▶ _Short exercise_:
Write out the listing below in full and exactly, leaving out every picture.

** BEGIN Source data **

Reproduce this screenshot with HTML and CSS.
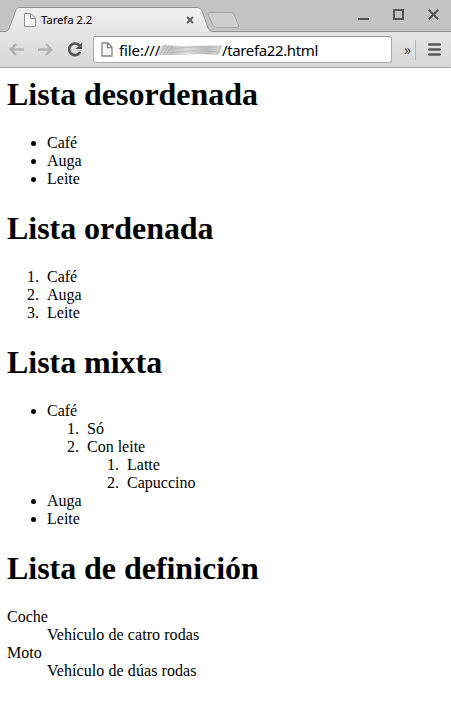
FILE: index.html
```html
<!DOCTYPE html>
<html lang="gl">
<head>
<meta charset="utf-8">
<title>Tarefa 2.2</title>
<link rel="stylesheet" href="styles.css">
</head>
<body>
<header class="browser">
  <div class="tabstrip">
    <svg class="tab-shapes" width="451" height="32" viewBox="0 0 451 32">
      <defs>
        <linearGradient id="tab" x1="0" y1="0" x2="0" y2="1"><stop offset="0" stop-color="#efefef"/><stop offset="1" stop-color="#e5e5e5"/></linearGradient>
      </defs>
      <path d="M0 31.5H5C8 31.5 8.5 30 9.5 27.5L15.500 11C16.500 8.500 17.500 7.500 20 7.500H197C200 7.500 201 9 202 11L208 27.500C209 30 210 31.500 213 31.500H451V33H0Z" fill="url(#tab)" stroke="#929292"/>
      <path d="M211 12.500H230C232.500 12.500 233.500 13.500 234.500 16L238.500 25C239 27 238.500 27.500 237 27.500H217C214.500 27.500 213.500 26.500 212.500 24L208 15C207.500 13.500 208.500 12.500 211 12.500Z" fill="#cecece" stroke="#a5a5a5"/>
    </svg>
    <div class="tab">
      <svg class="tab-page" width="12" height="14" viewBox="0 0 12 14"><path d="M.5.5H7L11.500 5V13.500H.5ZM6.500.5V5.500H11.500" fill="#f7f7f7" stroke="#8e8e8e"/></svg>
      <span class="tab-title">Tarefa 2.2</span>
      <svg class="tab-close" width="8" height="8" viewBox="0 0 8 8"><path d="M1 1L7 7M7 1L1 7" stroke="#5c5c5c" stroke-width="1.800"/></svg>
    </div>
    <div class="window-controls">
      <svg width="11" height="11" viewBox="0 0 11 11"><path d="M0 10H11" stroke="#555" stroke-width="2"/></svg>
      <svg width="11" height="11" viewBox="0 0 11 11"><path d="M1 1H10V10H1Z" fill="none" stroke="#555" stroke-width="2"/></svg>
      <svg width="11" height="11" viewBox="0 0 11 11"><path d="M.7.7L10.300 10.300M10.300.7L.7 10.300" stroke="#555" stroke-width="2"/></svg>
    </div>
  </div>
  <div class="toolbar">
    <svg class="arrow" width="15" height="13" viewBox="0 0 15 13"><path d="M7 1L1.800 6.500L7 12M2 6.500H15" fill="none" stroke="#b2b2b2" stroke-width="2.500"/></svg>
    <svg class="arrow forward" width="15" height="13" viewBox="0 0 15 13"><path d="M8 1L13.200 6.500L8 12M13 6.500H0" fill="none" stroke="#b2b2b2" stroke-width="2.500"/></svg>
    <svg class="reload" width="16" height="15" viewBox="0 0 16 15"><path d="M12.600 3.800A5.800 5.800 0 1 0 13.200 9.800" fill="none" stroke="#555" stroke-width="2.600"/><path d="M15 .5V7H8.500Z" fill="#555"/></svg>
    <div class="address">
      <svg class="page-icon" width="12" height="15" viewBox="0 0 12 15"><path d="M1 1H7L11 5V14H1ZM6.500 1V5.500H11" fill="#f7f7f7" stroke="#858585" stroke-width="1.300"/></svg>
      <span class="scheme">file:///</span>
      <svg class="smudge" width="68" height="18" viewBox="0 0 68 18">
        <defs><linearGradient id="smear"><stop offset="0" stop-color="#d8d8d8"/><stop offset=".2" stop-color="#bfc0c1"/><stop offset=".45" stop-color="#ddd"/><stop offset=".75" stop-color="#bbb"/><stop offset="1" stop-color="#ddd"/></linearGradient><filter id="soft"><feGaussianBlur stdDeviation=".6"/></filter></defs>
        <path d="M4 4L22 5L62 4.500L65 4L61 14L41 13L22 14L0 14Z" fill="url(#smear)" filter="url(#soft)"/>
        <path d="M2 14L8 3M5 14L11 4M8 14L14 5M59 13L63 4" stroke="#aaa" stroke-width=".7"/>
        <path d="M14 8Q34 5 60 6M12 12Q35 8 60 11" fill="none" stroke="#b2b2b2" stroke-width=".7"/>
      </svg>
      <span class="path">/tarefa22.html</span>
    </div>
    <span class="more">»</span>
    <span class="divider"></span>
    <svg class="menu" width="13" height="13" viewBox="0 0 13 13"><path d="M1.300 1.500H11.700M1.300 6.500H11.700M1.300 11.500H11.700" stroke="#565656" stroke-width="2.600" stroke-linecap="round"/></svg>
  </div>
</header>
<main>
  <h1>Lista desordenada</h1>
  <ul>
    <li>Café</li>
    <li>Auga</li>
    <li>Leite</li>
  </ul>
  <h1>Lista ordenada</h1>
  <ol>
    <li>Café</li>
    <li>Auga</li>
    <li>Leite</li>
  </ol>
  <h1>Lista mixta</h1>
  <ul>
    <li>Café
      <ol>
        <li>Só</li>
        <li>Con leite
          <ol>
            <li>Latte</li>
            <li>Capuccino</li>
          </ol>
        </li>
      </ol>
    </li>
    <li>Auga</li>
    <li>Leite</li>
  </ul>
  <h1>Lista de definición</h1>
  <dl>
    <dt>Coche</dt>
    <dd>Vehículo de catro rodas</dd>
    <dt>Moto</dt>
    <dd>Vehículo de dúas rodas</dd>
  </dl>
</main>
</body>
</html>
```
FILE: styles.css
```css
@counter-style spaced-decimal {
  system: extends decimal;
  suffix: ".\a0\a0";
}
body {
  margin: 0;
  background: #fff;
  color: #000;
  font: 16px/18px "Liberation Serif", serif;
}
.browser {
  height: 68px;
  box-sizing: border-box;
  border-bottom: 1px solid #a8a8a8;
  font-family: "Noto Sans", "Open Sans", sans-serif;
}
.browser svg { flex: none; display: block; }
.tabstrip {
  position: relative;
  display: flex;
  justify-content: space-between;
  height: 32px;
  background: #c3c3c3;
}
.tab-shapes { position: absolute; left: 0; top: 0; }
.tab {
  position: relative;
  display: flex;
  align-items: center;
  width: 171px;
  height: 25px;
  margin-top: 7px;
  padding-left: 24px;
}
.tab-title {
  flex: 1;
  margin-left: 5px;
  font-size: 11.5px;
  letter-spacing: -.15px;
  line-height: 16px;
  white-space: nowrap;
}
.tab-close { margin-right: 1px; }
.window-controls {
  position: relative;
  display: flex;
  gap: 24px;
  margin: 9px 12px 0 0;
}
.toolbar {
  display: flex;
  align-items: center;
  height: 35px;
  padding-left: 9px;
  background: linear-gradient(#e5e5e5, #d8d8d8);
}
.forward { margin-left: 14px; }
.reload { margin-left: 14px; }
.address {
  display: flex;
  align-items: center;
  box-sizing: border-box;
  width: 299px;
  height: 27px;
  margin-left: 10px;
  padding-left: 7px;
  border: 1px solid #ababab;
  border-top-color: #999;
  border-radius: 3px;
  background: #fff;
  font-size: 15px;
  line-height: 20px;
  white-space: nowrap;
}
.scheme { width: 40px; margin-left: 6px; letter-spacing: -.1px; }
.smudge { margin: 0 -4px 0 -1px; }
.path { letter-spacing: -.37px; }
.more {
  width: 8px;
  margin-left: 12px;
  color: #444;
  font-size: 14px;
  line-height: 18px;
}
.divider {
  width: 1px;
  height: 20px;
  margin-left: 3px;
  background: #b5b5b5;
}
.menu { margin-left: 12px; }
main { padding: 8px 7px 0; }
h1 {
  margin: 21.44px 0;
  font-size: 32px;
  line-height: 37px;
  letter-spacing: -.04px;
}
main > h1:first-child { margin-top: 0; }
ul, ol { margin: 16px 0; padding-left: 40px; }
ol { list-style: spaced-decimal; }
li ol { margin: 0; }
dl { margin: 16px 0; }
dd { margin-left: 40px; letter-spacing: .07px; }
```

** END Source data **

▶ _Task solution_:
Reproduce this screenshot with HTML and CSS.
FILE: index.html
```html
<!DOCTYPE html>
<html lang="gl">
<head>
<meta charset="utf-8">
<title>Tarefa 2.2</title>
<link rel="stylesheet" href="styles.css">
</head>
<body>
<header class="browser">
  <div class="tabstrip">
    <svg class="tab-shapes" width="451" height="32" viewBox="0 0 451 32">
      <defs>
        <linearGradient id="tab" x1="0" y1="0" x2="0" y2="1"><stop offset="0" stop-color="#efefef"/><stop offset="1" stop-color="#e5e5e5"/></linearGradient>
      </defs>
      <path d="M0 31.5H5C8 31.5 8.5 30 9.5 27.5L15.500 11C16.500 8.500 17.500 7.500 20 7.500H197C200 7.500 201 9 202 11L208 27.500C209 30 210 31.500 213 31.500H451V33H0Z" fill="url(#tab)" stroke="#929292"/>
      <path d="M211 12.500H230C232.500 12.500 233.500 13.500 234.500 16L238.500 25C239 27 238.500 27.500 237 27.500H217C214.500 27.500 213.500 26.500 212.500 24L208 15C207.500 13.500 208.500 12.500 211 12.500Z" fill="#cecece" stroke="#a5a5a5"/>
    </svg>
    <div class="tab">
      <svg class="tab-page" width="12" height="14" viewBox="0 0 12 14"><path d="M.5.5H7L11.500 5V13.500H.5ZM6.500.5V5.500H11.500" fill="#f7f7f7" stroke="#8e8e8e"/></svg>
      <span class="tab-title">Tarefa 2.2</span>
      <svg class="tab-close" width="8" height="8" viewBox="0 0 8 8"><path d="M1 1L7 7M7 1L1 7" stroke="#5c5c5c" stroke-width="1.800"/></svg>
    </div>
    <div class="window-controls">
      <svg width="11" height="11" viewBox="0 0 11 11"><path d="M0 10H11" stroke="#555" stroke-width="2"/></svg>
      <svg width="11" height="11" viewBox="0 0 11 11"><path d="M1 1H10V10H1Z" fill="none" stroke="#555" stroke-width="2"/></svg>
      <svg width="11" height="11" viewBox="0 0 11 11"><path d="M.7.7L10.300 10.300M10.300.7L.7 10.300" stroke="#555" stroke-width="2"/></svg>
    </div>
  </div>
  <div class="toolbar">
    <svg class="arrow" width="15" height="13" viewBox="0 0 15 13"><path d="M7 1L1.800 6.500L7 12M2 6.500H15" fill="none" stroke="#b2b2b2" stroke-width="2.500"/></svg>
    <svg class="arrow forward" width="15" height="13" viewBox="0 0 15 13"><path d="M8 1L13.200 6.500L8 12M13 6.500H0" fill="none" stroke="#b2b2b2" stroke-width="2.500"/></svg>
    <svg class="reload" width="16" height="15" viewBox="0 0 16 15"><path d="M12.600 3.800A5.800 5.800 0 1 0 13.200 9.800" fill="none" stroke="#555" stroke-width="2.600"/><path d="M15 .5V7H8.500Z" fill="#555"/></svg>
    <div class="address">
      <svg class="page-icon" width="12" height="15" viewBox="0 0 12 15"><path d="M1 1H7L11 5V14H1ZM6.500 1V5.500H11" fill="#f7f7f7" stroke="#858585" stroke-width="1.300"/></svg>
      <span class="scheme">file:///</span>
      <svg class="smudge" width="68" height="18" viewBox="0 0 68 18">
        <defs><linearGradient id="smear"><stop offset="0" stop-color="#d8d8d8"/><stop offset=".2" stop-color="#bfc0c1"/><stop offset=".45" stop-color="#ddd"/><stop offset=".75" stop-color="#bbb"/><stop offset="1" stop-color="#ddd"/></linearGradient><filter id="soft"><feGaussianBlur stdDeviation=".6"/></filter></defs>
        <path d="M4 4L22 5L62 4.500L65 4L61 14L41 13L22 14L0 14Z" fill="url(#smear)" filter="url(#soft)"/>
        <path d="M2 14L8 3M5 14L11 4M8 14L14 5M59 13L63 4" stroke="#aaa" stroke-width=".7"/>
        <path d="M14 8Q34 5 60 6M12 12Q35 8 60 11" fill="none" stroke="#b2b2b2" stroke-width=".7"/>
      </svg>
      <span class="path">/tarefa22.html</span>
    </div>
    <span class="more">»</span>
    <span class="divider"></span>
    <svg class="menu" width="13" height="13" viewBox="0 0 13 13"><path d="M1.300 1.500H11.700M1.300 6.500H11.700M1.300 11.500H11.700" stroke="#565656" stroke-width="2.600" stroke-linecap="round"/></svg>
  </div>
</header>
<main>
  <h1>Lista desordenada</h1>
  <ul>
    <li>Café</li>
    <li>Auga</li>
    <li>Leite</li>
  </ul>
  <h1>Lista ordenada</h1>
  <ol>
    <li>Café</li>
    <li>Auga</li>
    <li>Leite</li>
  </ol>
  <h1>Lista mixta</h1>
  <ul>
    <li>Café
      <ol>
        <li>Só</li>
        <li>Con leite
          <ol>
            <li>Latte</li>
            <li>Capuccino</li>
          </ol>
        </li>
      </ol>
    </li>
    <li>Auga</li>
    <li>Leite</li>
  </ul>
  <h1>Lista de definición</h1>
  <dl>
    <dt>Coche</dt>
    <dd>Vehículo de catro rodas</dd>
    <dt>Moto</dt>
    <dd>Vehículo de dúas rodas</dd>
  </dl>
</main>
</body>
</html>
```
FILE: styles.css
```css
@counter-style spaced-decimal {
  system: extends decimal;
  suffix: ".\a0\a0";
}
body {
  margin: 0;
  background: #fff;
  color: #000;
  font: 16px/18px "Liberation Serif", serif;
}
.browser {
  height: 68px;
  box-sizing: border-box;
  border-bottom: 1px solid #a8a8a8;
  font-family: "Noto Sans", "Open Sans", sans-serif;
}
.browser svg { flex: none; display: block; }
.tabstrip {
  position: relative;
  display: flex;
  justify-content: space-between;
  height: 32px;
  background: #c3c3c3;
}
.tab-shapes { position: absolute; left: 0; top: 0; }
.tab {
  position: relative;
  display: flex;
  align-items: center;
  width: 171px;
  height: 25px;
  margin-top: 7px;
  padding-left: 24px;
}
.tab-title {
  flex: 1;
  margin-left: 5px;
  font-size: 11.5px;
  letter-spacing: -.15px;
  line-height: 16px;
  white-space: nowrap;
}
.tab-close { margin-right: 1px; }
.window-controls {
  position: relative;
  display: flex;
  gap: 24px;
  margin: 9px 12px 0 0;
}
.toolbar {
  display: flex;
  align-items: center;
  height: 35px;
  padding-left: 9px;
  background: linear-gradient(#e5e5e5, #d8d8d8);
}
.forward { margin-left: 14px; }
.reload { margin-left: 14px; }
.address {
  display: flex;
  align-items: center;
  box-sizing: border-box;
  width: 299px;
  height: 27px;
  margin-left: 10px;
  padding-left: 7px;
  border: 1px solid #ababab;
  border-top-color: #999;
  border-radius: 3px;
  background: #fff;
  font-size: 15px;
  line-height: 20px;
  white-space: nowrap;
}
.scheme { width: 40px; margin-left: 6px; letter-spacing: -.1px; }
.smudge { margin: 0 -4px 0 -1px; }
.path { letter-spacing: -.37px; }
.more {
  width: 8px;
  margin-left: 12px;
  color: #444;
  font-size: 14px;
  line-height: 18px;
}
.divider {
  width: 1px;
  height: 20px;
  margin-left: 3px;
  background: #b5b5b5;
}
.menu { margin-left: 12px; }
main { padding: 8px 7px 0; }
h1 {
  margin: 21.44px 0;
  font-size: 32px;
  line-height: 37px;
  letter-spacing: -.04px;
}
main > h1:first-child { margin-top: 0; }
ul, ol { margin: 16px 0; padding-left: 40px; }
ol { list-style: spaced-decimal; }
li ol { margin: 0; }
dl { margin: 16px 0; }
dd { margin-left: 40px; letter-spacing: .07px; }
```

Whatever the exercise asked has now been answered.